Depends on the sandpaper. The wonderful 3M Trizact 5000 and 8000 grit round sanding pads are my go-to, when I want to have essentially no effect on a surface finish.

If you need a second justification for springing for them, they are perfect for removing the yellow from old-car headlights.
 
Clean it with acetone. And this time do three consecutive mustard coats. 12 hours each.

I don't know what you're trying to do but check out a dip in Coco Cola.
 
The traces of spots left behind are probably some shallow pits in the steel, created by the patination process. So long as they're not too deep, just doing some more polishing over time will probably reduce them or maybe even eliminate them. That's probably the safest, most conservative approach.

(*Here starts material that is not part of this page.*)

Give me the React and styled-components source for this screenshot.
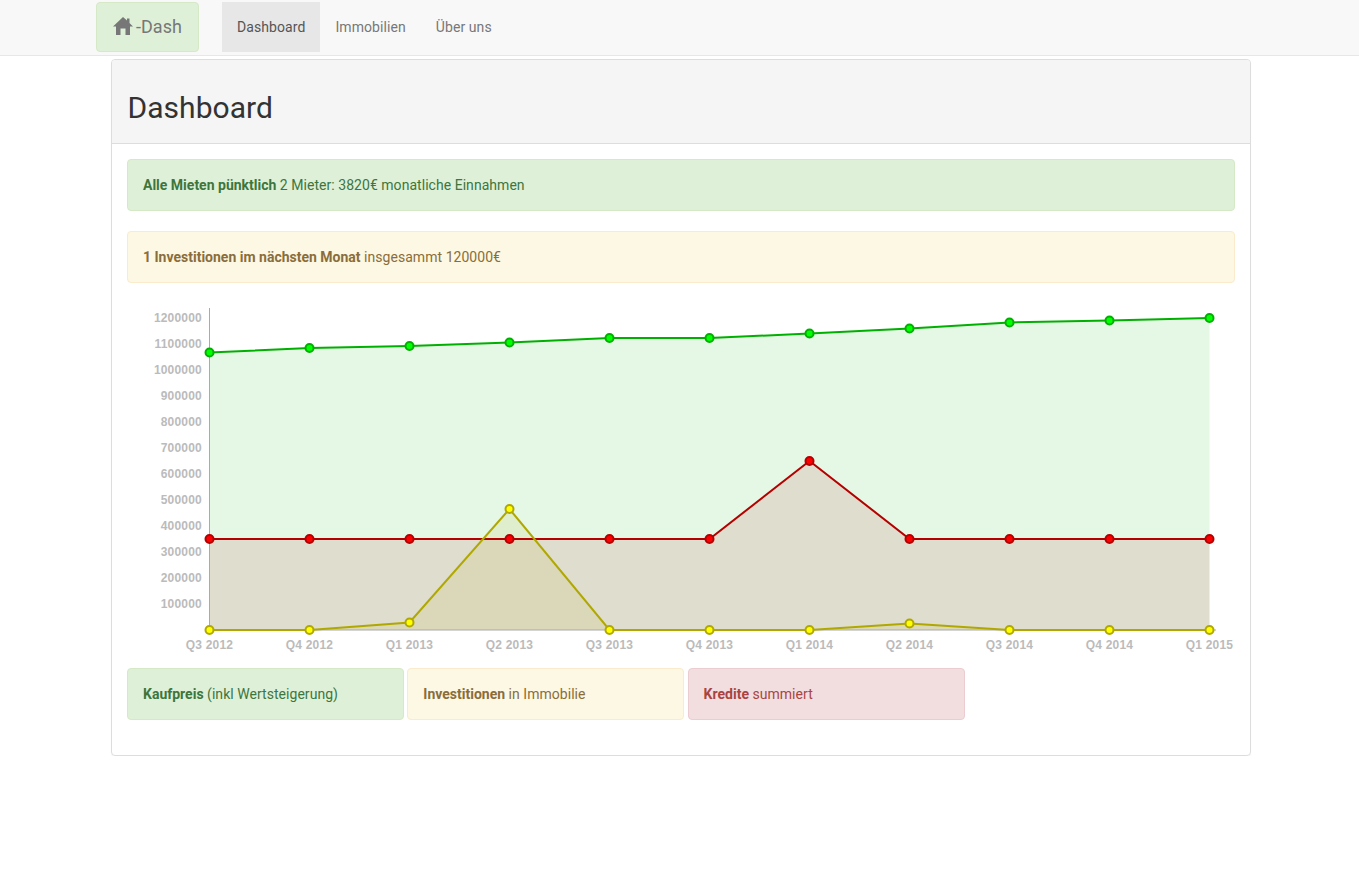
import styled, { createGlobalStyle } from 'styled-components';

const GlobalStyle = createGlobalStyle`
    * { box-sizing: border-box; }
    body {
        margin: 0;
        background: #fff;
        color: #333;
        font-family: Roboto, "Liberation Sans", sans-serif;
        font-size: 14px;
        line-height: 20px;
        letter-spacing: 0.04px;
    }
`

const Navbar = styled.nav`
    display: flex;
    align-items: flex-start;
    height: 56px;
    padding: 2px 0 0 96px;
    background: #f8f8f8;
    border-bottom: 1px solid #e7e7e7;
`

const Brand = styled.a`
    display: flex;
    align-items: center;
    gap: 3px;
    width: 103px;
    height: 50px;
    padding-left: 16px;
    margin-right: 23px;
    background: #dff0d8;
    border: 1px solid #d6e9c6;
    border-radius: 4px;
    color: #777;
    font-size: 18px;
`

const NavLink = styled.a`
    height: 50px;
    padding: 15px;
    letter-spacing: 0.08px;
    color: ${(p) => (p.$active ? '#555' : '#777')};
    background: ${(p) => (p.$active ? '#e7e7e7' : 'transparent')};
`

const Panel = styled.section`
    width: 1140px;
    height: 697px;
    margin: 3px 0 0 111px;
    border: 1px solid #ddd;
    border-radius: 4px;
    box-shadow: 0 1px 1px rgba(0, 0, 0, 0.05);
`

const PanelHeading = styled.header`
    height: 84px;
    padding: 31px 15px 0 15.5px;
    background: #f5f5f5;
    border-bottom: 1px solid #ddd;
    border-radius: 3px 3px 0 0;
`

const Title = styled.h1`
    margin: 0;
    font-size: 30px;
    font-weight: 400;
    line-height: 33px;
`

const PanelBody = styled.div`
    padding: 15px;
`

const Alert = styled.div`
    height: 52px;
    padding: 15px;
    margin-bottom: ${(p) => (p.$legend ? '0' : '20px')};
    width: ${(p) => (p.$legend ? '277px' : 'auto')};
    border: 1px solid ${(p) => p.$border};
    border-radius: 4px;
    background: ${(p) => p.$bg};
    color: ${(p) => p.$color};

    b {
        font-weight: 700;
        letter-spacing: 0;
    }
`

const ChartSvg = styled.svg`
    display: block;
    width: 1108px;
    height: 352px;
    margin-bottom: 13px;
    overflow: visible;

    text {
        font-family: "Liberation Sans", Arial, sans-serif;
        font-size: 12px;
        font-weight: 700;
        letter-spacing: 0.2px;
        fill: #bbb;
    }
`

const Legend = styled.div`
    display: flex;
    gap: 3.3px;
`

const green = { $bg: '#dff0d8', $border: '#d6e9c6', $color: '#3c763d' }
const amber = { $bg: '#fcf8e3', $border: '#faebcc', $color: '#8a6d3b' }
const red = { $bg: '#f2dede', $border: '#ebccd1', $color: '#a94442' }

const quarters = ['Q3 2012', 'Q4 2012', 'Q1 2013', 'Q2 2013', 'Q3 2013', 'Q4 2013', 'Q1 2014', 'Q2 2014', 'Q3 2014', 'Q4 2014', 'Q1 2015']
const ticks = [1200000, 1100000, 1000000, 900000, 800000, 700000, 600000, 500000, 400000, 300000, 200000, 100000]

const series = [
    { stroke: '#00b000', fill: '#00ff00', area: '#00b400', points: [352.5, 348, 346, 342.5, 338, 338, 333.5, 328.5, 322.5, 320.5, 318] },
    { stroke: '#b40000', fill: '#ff0000', area: '#b40000', points: [539, 539, 539, 539, 539, 539, 461, 539, 539, 539, 539] },
    { stroke: '#b0a800', fill: '#ffff00', area: '#b4b400', points: [630, 630, 622.5, 509, 630, 630, 630, 623.5, 630, 630, 630] },
]

const xAt = (i) => 209.5 + i * 100
const BASE = 630

function Chart() {
    return (
        <ChartSvg viewBox="127 303 1108 352">
            {series.map((s) => (
                <polygon
                    key={s.fill}
                    fill={s.area}
                    fillOpacity="0.1"
                    points={`209.5,${BASE} ${s.points.map((y, i) => `${xAt(i)},${y}`).join(' ')} 1209.5,${BASE}`}
                />
            ))}
            <path d="M209.5 308V630H1216" fill="none" stroke="#aaa" strokeWidth="1" />
            {ticks.map((t, i) => (
                <text key={t} x="202" y={322 + i * 26} textAnchor="end">{t}</text>
            ))}
            {quarters.map((q, i) => (
                <text key={q} x={xAt(i)} y="649" textAnchor="middle">{q}</text>
            ))}
            {series.map((s) => (
                <g key={s.stroke}>
                    <polyline
                        fill="none"
                        stroke={s.stroke}
                        strokeWidth="2"
                        points={s.points.map((y, i) => `${xAt(i)},${y}`).join(' ')}
                    />
                    {s.points.map((y, i) => (
                        <circle key={i} cx={xAt(i)} cy={y} r="4" fill={s.fill} stroke={s.stroke} strokeWidth="2" />
                    ))}
                </g>
            ))}
        </ChartSvg>
    )
}

function HomeIcon() {
    return (
        <svg width="20" height="20" viewBox="0 0 20 20" fill="#777">
            <path d="M10 0 L14 3.6 V1.5 H16.5 V6 L20 9.5 H17 V18 H12.5 V11.5 H7.5 V18 H3 V9.5 H0 Z" />
        </svg>
    )
}

export default function App() {
    return (
        <>
            <GlobalStyle />
            <Navbar>
                <Brand><HomeIcon />-Dash</Brand>
                <NavLink $active>Dashboard</NavLink>
                <NavLink>Immobilien</NavLink>
                <NavLink>Über uns</NavLink>
            </Navbar>
            <Panel>
                <PanelHeading>
                    <Title>Dashboard</Title>
                </PanelHeading>
                <PanelBody>
                    <Alert {...green}><b>Alle Mieten pünktlich</b> 2 Mieter: 3820€ monatliche Einnahmen</Alert>
                    <Alert {...amber}><b>1 Investitionen im nächsten Monat</b> insgesammt 120000€</Alert>
                    <Chart />
                    <Legend>
                        <Alert $legend {...green}><b>Kaufpreis</b> (inkl Wertsteigerung)</Alert>
                        <Alert $legend {...amber}><b>Investitionen</b> in Immobilie</Alert>
                        <Alert $legend {...red}><b>Kredite</b> summiert</Alert>
                    </Legend>
                </PanelBody>
            </Panel>
        </>
    )
}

You might try the white compound (assuming it's aluminum oxide) on a firmer substrate for your strop. A firmer substrate will make the compound work more aggressively (faster) that it would on a strop of leather. A firm strop of balsa or hardwood works for that. And other compounds like diamond at 3 microns or finer will work even faster, used in such a way on a hard strop of wood. I've especially liked 3 micron diamond on hardwood for very fast polishing of even very wear-resistant steels like D2 & S30V, so long as the finish on the steel is relatively refined before you start (anything finer than a Fine or EF diamond hone finish, for example).

And as compared to a leather strop, the white compound can also work very fast on a hard-backed strop of denim or linen (or canvas), all of which will take and hold a very dense application of the white compound. That makes it a very aggressive polisher as well, and it will even thin & shape the steel near the edge (to convex) when used on relatively simpler steels.